The apostle Paul explained that in Christian baptism, believers express their union with Jesus Christ in his death and resurrection:
“Do you not know that all of us who have been baptized into Christ Jesus were baptized into his death? We were buried therefore with him by baptism into death, in order that, just as Christ was raised from the dead by the glory of the Father, we too might walk in newness of life. For if we have been united with him in a death like his, we shall certainly be united with him in a resurrection like his. We know that our old self was crucified with him in order that the body of sin might be brought to nothing, so that we would no longer be enslaved to sin. For one who has died has been set free from sin. Now if we have died with Christ, we believe that we will also live with him” (Romans 6:3-8 ESV).
The LDS Church teaches that all people, including people who explicitly reject Jesus Christ, will be resurrected from the dead just as Christ was and become immortal beings. However, Paul disagrees with this claim. Only those who are united with Christ in his death and resurrection are assured that they will receive “a resurrection like his.” There will be a resurrection of the wicked or unrighteous, but it will be a resurrection for them to stand before Christ in the Final Judgment and receive their eternal punishment (Daniel 12:2; John 5:28-29; Acts 24:15; Revelation 20:12-15). Thus baptism for Christians symbolizes nothing less than salvation from condemnation at the Final Judgment. Baptism is not a step in a process of rising to a higher level of salvation, but is a rite that symbolically represents salvation itself—salvation from God’s righteous wrath that condemns those not redeemed by Christ to eternal loss.
Note the way this biblical view of baptism contrasts with the Mormon practice of proxy baptisms. Mormons think that all human beings have already been assured of resurrection to immortality, so that the only issue outstanding is in which of the three glorious heavenly kingdoms people will reside. They view baptism in this context as one of the works that God requires of people to progress in their efforts to make it into the highest of those heavenly kingdoms. Since not everyone gets a chance to perform this work, God is allowing Mormons to do it for them. But in the Bible’s teaching, baptism is a rite that expresses a person’s humble appeal for merciful deliverance from God’s just condemnation. No one can do this for another person; each person must stand before God in judgment, and each person must appeal to God for mercy. Baptism, as a physical ritual, is not essential for salvation, but what baptism symbolizes is essential for salvation and no one can do it on another person’s behalf.

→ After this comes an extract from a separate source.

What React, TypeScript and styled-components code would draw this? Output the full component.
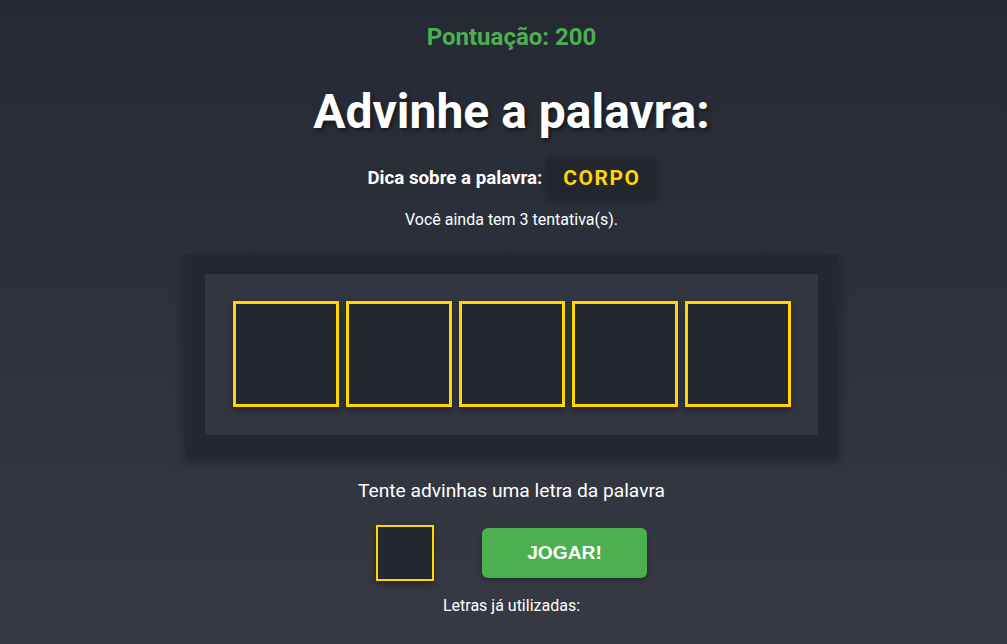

4. The idea that nearly all people will become “saved” (in any sense) only in the afterlife is without biblical foundation and undermines the Mormon view of mortality as an essential probation.
In a later article in this study guide, we discuss the issue of postmortem salvation — the idea that people who have died without hearing the gospel may have an opportunity to do so in the afterlife. The scope of postmortem salvation in Mormon doctrine, however, is truly staggering. If we take their doctrinal claims seriously, we must conclude that all but a very tiny fraction of one per cent of all human beings who have ever lived will make their choices of eternal consequence only after they die. Mormons account for roughly one-tenth of one per cent of people living today, and roughly one-hundredth of one per cent of all people who have ever lived in history. Hardly any of that 99.99% of non-Mormons in history were validly baptized according to Mormon beliefs or received the other ordinances Mormons view as necessary to exaltation (notably eternal marriage). Yet Mormons claim that all or nearly all of them will be given an opportunity in the spirit world to repent, believe the LDS gospel, and receive the ordinances performed on their behalf by Mormons living on the earth in mortality.
Whatever else one may say about this doctrine, it completely guts the belief that our physical, mortal lives are a period of probation to prepare us for life in the celestial kingdom. According to Gospel Principles, God’s plan was to “provide an earth where we could prove ourselves,” a place where “we could exercise our agency to choose good or evil” (11). “We must continue to follow Jesus Christ here on earth. Only by following Him can we return to our heavenly home” (16). But the LDS doctrine of salvation for nearly all of humanity in the spirit world directly negates this view of life on earth as a proving ground where we must follow Christ to make it back to the celestial kingdom.
As we show in detail in that later article, the Bible does not support the LDS doctrine of postmortem salvation. Following death will come, not the opportunity for salvation, but the pronouncement of judgment (Hebrews 9:27). This judgment will be based on what people do in their bodies (2 Corinthians 5:10). Those who are wicked and unrepentant in this life have no reprieve in the next (e.g., Luke 16:19-31). If we suppose, for the sake of argument, that there are any exceptions to this rule, in the Bible they would indeed have to be exceptions, not the rule, whereas postmortem salvation in Mormon theology is the rule, not an exception. In other words, it is not necessary to prove absolutely that God will not save anyone in the afterlife to show that the Mormon position is false. All we need to know is that as a rule the Final Judgment is based on this life, not on the afterlife.
Once we understand that the norm according to the Bible is that human beings in history will be judged on the basis of their mortal lives, not on their actions or choices in the afterlife, the LDS program of performing proxy ordinances for those billions of people is left without any foundation.